Il primo turno delle comunali di Roma parla chiaro: Marchini out, con Marino ed Alemanno al ballottaggio. Ma niente paura, la satira non è in pericolo. Innanzitutto perché Arfio continua a pubblicare contenuti, a differenza di molti politici tradizionali che, dopo aver sponsorizzato in ogni dove la propria discesa su Twitter ed aver ottenuto i voti, si eclissano all’orizzonte, improvvisamente disinteressati alla bi direzionalità e pronti a tornare al riparo dei salotti televisivi (ogni riferimento al @SenatoreMonti è puramente casuale). E soprattutto agli utenti con un più elevato grado di familiarità coi social network sites, questa discrepanza tra campagna elettorale e “una volta presi i voti, chi s’è visto s’è visto”, pesa assai.
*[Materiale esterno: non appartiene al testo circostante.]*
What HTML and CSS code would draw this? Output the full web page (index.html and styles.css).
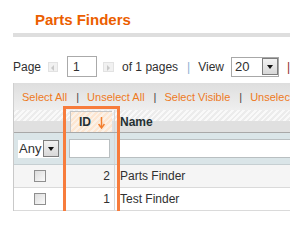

Arriva allora il turno dei Coatti per Marino. Che, al grido di "Nun è politica, è romanità", sovvertono l’immagine del sempre pacato candidato Sindaco del centrosinistra sfruttando la migliore iconografia del cinema capitolino per far circolare il brand Marino anche attraverso contenuti più agevoli. Da una risata e via.

 

È il potere, seppur limitato, della Rete. “L’abbiamo visto in occasione delle amministrative del 2011, quando dalla pagina Facebook “Tutta colpa di Pisapia” si diffondono migliaia di messaggi, fotomontaggi e video ironici a sostegno del candidato, che in pochi giorni disinnescano la scorrettezza e aggressività con cui Letizia Moratti, chiudendo un dibattito su Sky, lo aveva accusato di aver rubato un furgone, senza però dargli possibilità di replica e senza dire che era stato assolto” (Cosenza, 2012, p. 173).

 

Non si tratta solo di neutralizzare il frame di valori dell’avversario. Non si tratta solo di comunicare nel modo giusto, specie perché i contenuti offerti sono sovente poveri e/o incoerenti. Si tratta di creare conversazione, di far associare inconsciamente un nome ad una cornice genuina (quella della risata, dell’autoironia) e di alimentare il sentiment online con la migliore combinazione disponibile in Rete: i social network e la satira “light”. Che diverte senza insultare, che distrae (dalla navigazione) ma allo stesso tempo focalizza (su un oggetto, il brand per l’appunto). E nell’overload informativo cui gli internauti sono quotidianamente sottoposti – reso talvolta ancora più insostenibile tanto dalla pesantezza dei temi proposti dall’agenda della piazza virtuale quanto dalla bile riversata in molte delle discussioni online -, questi contributi offrono un piacevole intermezzo a cui è quasi impossibile sottrarsi.

 

Forse alla comunicazione politica 2.0 del Belpaese non resta che questo: "se non li puoi sconfiggere, unisciti a loro". Traduzione: se sei un politico e fai parte di una classe dirigente che ha perso così tanta credibilità che il processo di restaurazione (della propria immagine) costa più di quello di demolizione, tanto vale "unirsi a loro", passando dal lato dei cittadini. Per ridere di sé stessi.